The NFL did something that is almost unheard of in either professional sports or business in general.
They have taken a goose that was laying golden eggs and cut the goose’s throat.
People like watching sports of some kind, almost everyone has a sport that they like watching. For many, it is football.
Through the anthem kneeling and so many other things that the NFL has turned a blind eye to they have cursed themselves to people that would otherwise never dream of not watching football to swear off watching the NFL forever.
Thankfully there is still college football where they simply don’t tolerate the kind of crap that the NFL tolerates.
They’ve made too many people mad and this is trickling down to every aspect of their business.
The NFL has several revenue streams that must be in complete concert with each other for the machine to run smoothly.
Its like a runner that hurts their left leg, they will begin to put more weight on the right leg and then after a while you have two bad legs.
That being said, the NFL has a heck of a lot of chances for commercial breaks within one game.

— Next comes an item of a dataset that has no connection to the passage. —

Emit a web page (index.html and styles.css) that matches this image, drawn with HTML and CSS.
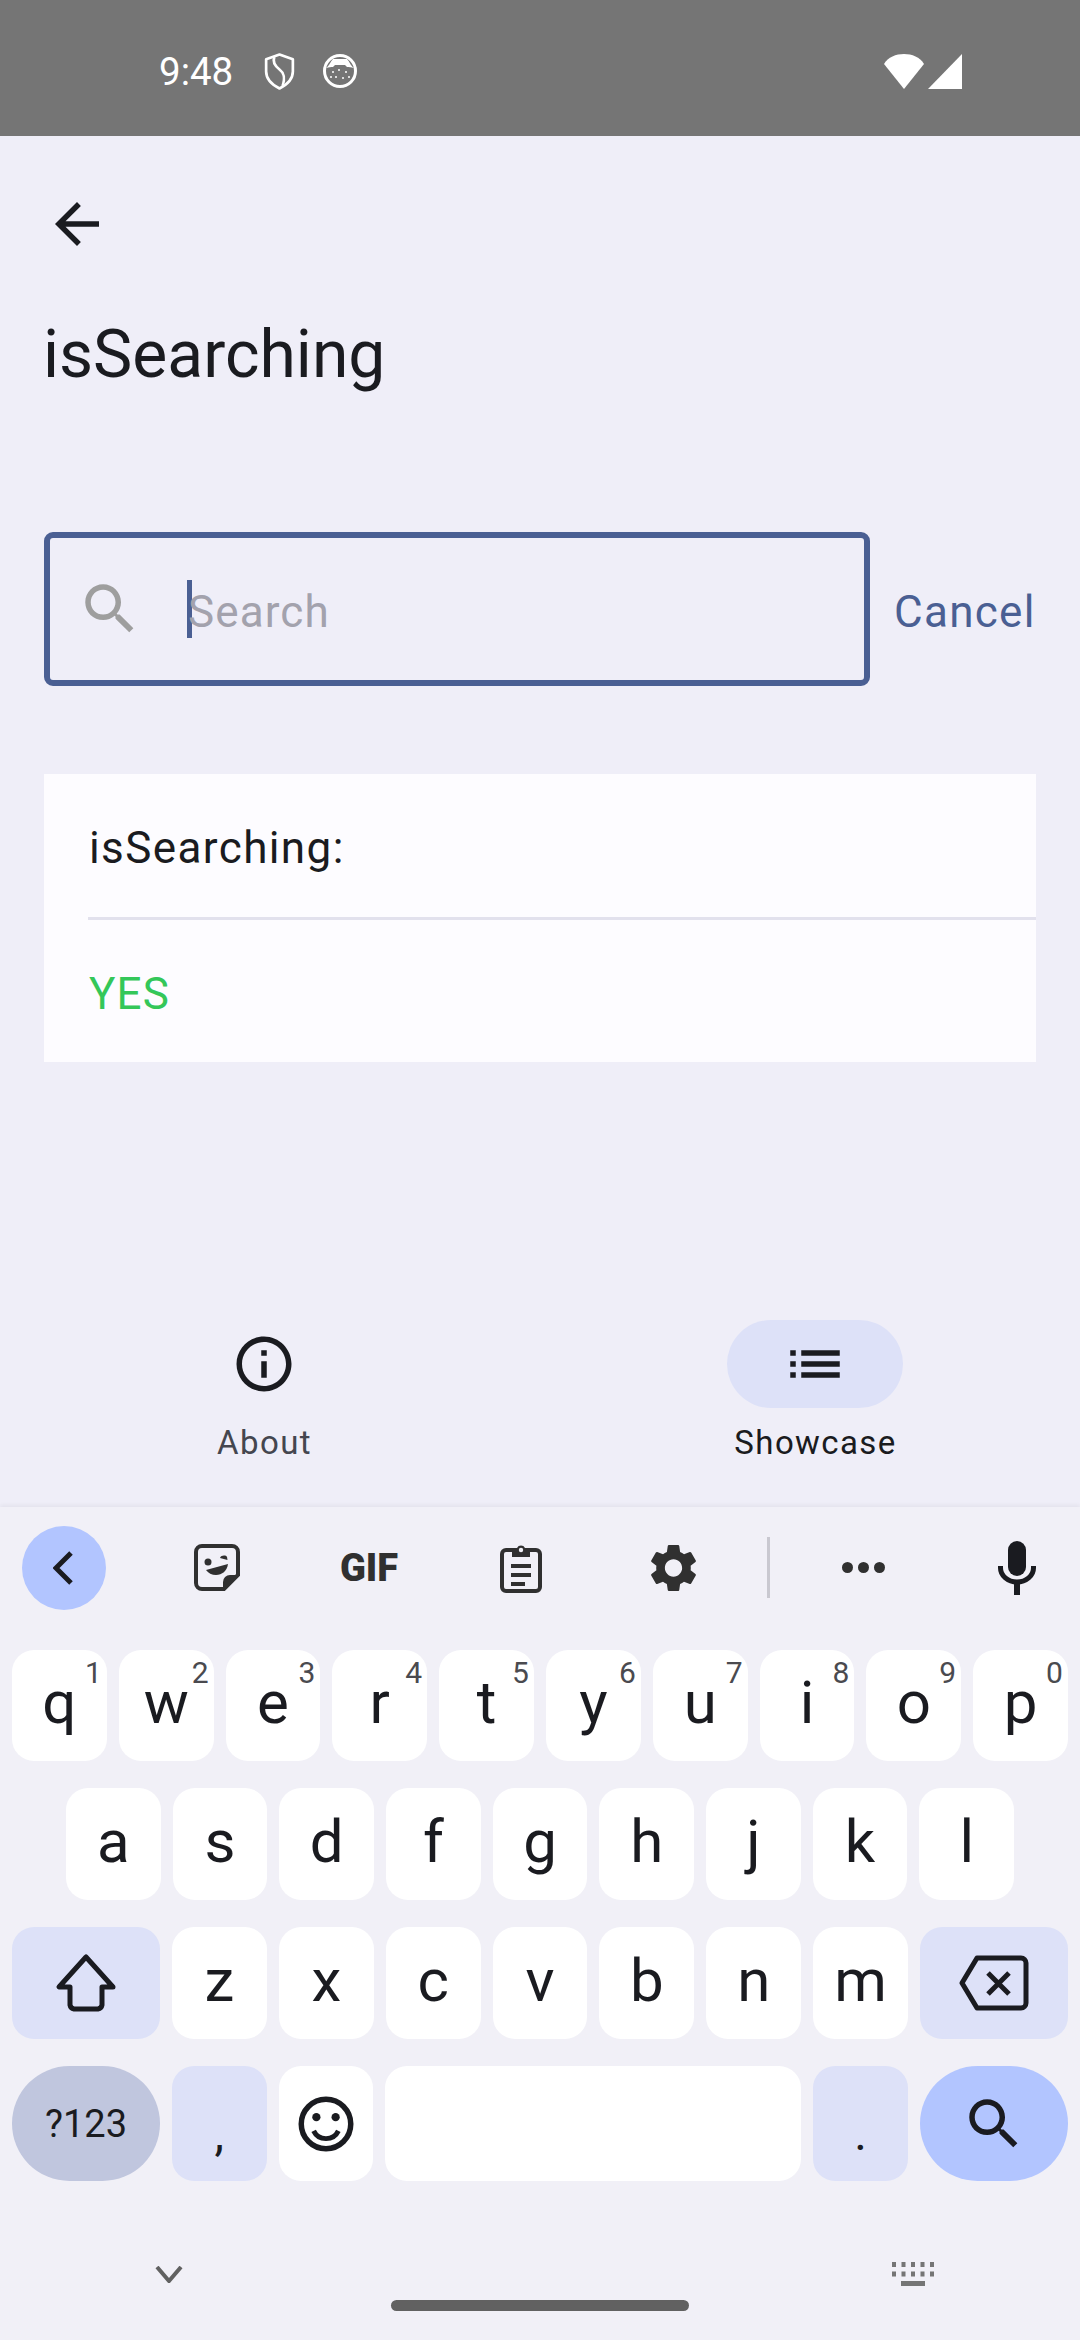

If they don’t have a group that’s willing to pay them to be in one of those spots that is money that the NFL loses out on. From the way things are going lately it seems that the NFL is bleeding buckets in regards to their television revenue.
The National Football League’s 2018 ad revenue has sharply declined due to the crashing television ratings the league suffered in 2016 and 2017, according to reports.
The NFL’s TV ratings suffered a precipitous loss over the previous two seasons, with the 2016-2017 numbers down 10 percent. TV ad pricing is based on previous ratings periods, and so these declines seriously cut into the ad prices that the league could charge for the 2018 TV season.
Because of the bad numbers from last season, ad revenue fell 19 percent in the first two months of the 2018 season, Bloomberg reported.
“The effects of the lower audiences last year are spilling into this season,” said James Fennessy, chief executive officer of advertising research firm Standard Media Index.